We have our traditional Game PC with the dedicated graphics card installed. We startup a game or benchmark sequence. The game is rendered, passes several stages and then frames rendered are ready and served towards the monitor. It is precisely at that stage where we make a bypass. The DVI-DL monitor output cable we connect towards a Dual Link DVI Distribution Amplifier (or high resolution capable DVI switch). We connect out graphics card towards the input of the switch. Now the switch will clone the signal towards two outputs on that switch. One output we connect the monitor to but the second output we connect towards a framegrabber AKA Video Capture Card. Ours is a Single Channel 4 lane PCI Express bus with maximum data rate of 650MB/sec and support for a maximum canvas of 4kx4k HD video (we wanted to be a little future proof) capture for all progressive and interlaced DVI/HDMI modes. This card is 1500 EUR alone! We are not there yet though as we need to place the framegrabber into a PC of course. Fast is good, so we are using a Z77 motherboard with Core i7 3770K processor.
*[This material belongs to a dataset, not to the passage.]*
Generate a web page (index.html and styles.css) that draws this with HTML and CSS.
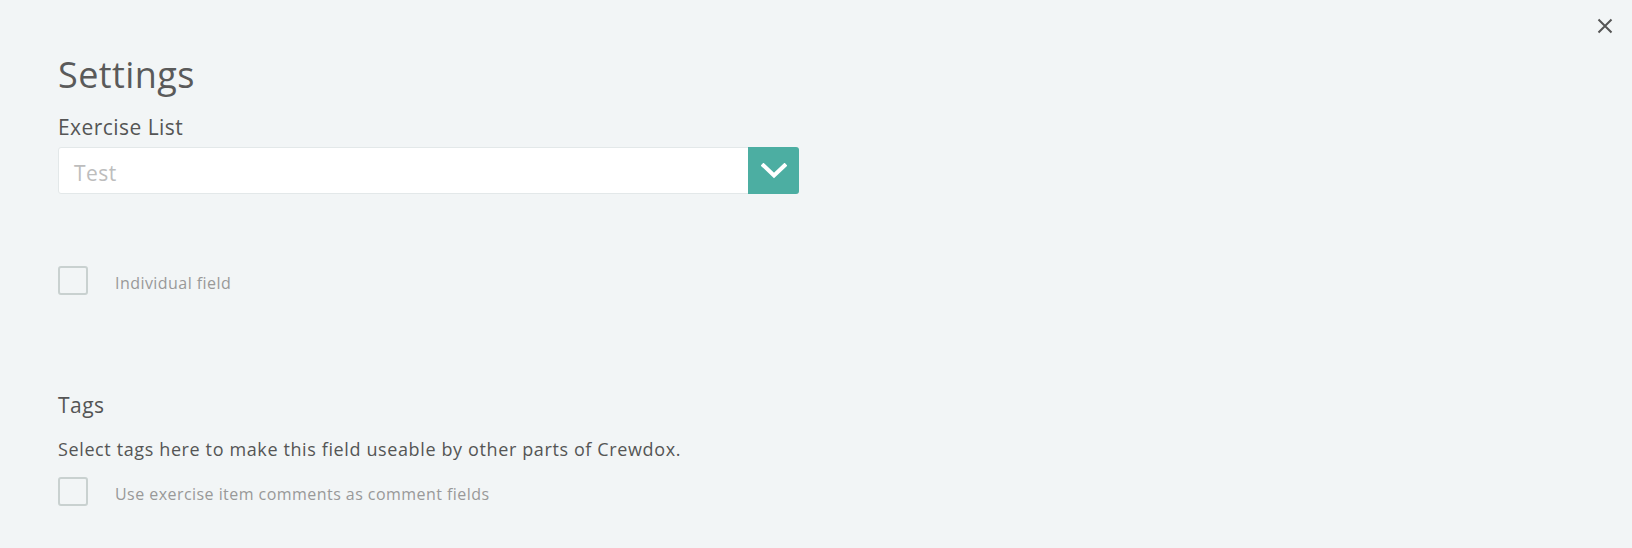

The encoding process is managed by the processor on the frame grabber in real-time too, if I/O is managed fast enough, we'll have less then 10% CPU utilization while capturing 2560x1440 @ 60Hz streams in real-time.

Are We There Yet?

Nope, now we need to save the rendered frames in real-time, uncompressed as an AVI file. Here's a challenge that poses itself:

  • Capturing at 1920x1080 @ 60 Hz in real-time shows IO writes of roughly 200~250 MB/s.
  • Capturing at 2560x1440 @ 60 Hz in real-time shows IO writes of roughly 400~475 MB/s.

Look at the screenshot below, at data rate. The first time I notice that, yes I cursed and nearly vomited.

 

In the example above you can see that each second we are recording a sustained 429 MB per second. So 30 seconds of recording for analysis resutls into an AVI file of 12.6 GB. For that to happen we need storage volume and fast storage IO alright. A single SSD wll certainly not cut it.

While doing all this high-end capturing we see a low CPU overhead of less than 10%. Why am I so keen on low CPU utilization you might ask? Because this is precise measuring and analyzing. We want to prevent accidentally recording dropped frames at all times. We'll shown you all the hardware we used, but on the software side things are even more complex. To be able to pull this off, we need to spend a lot of time and money alright.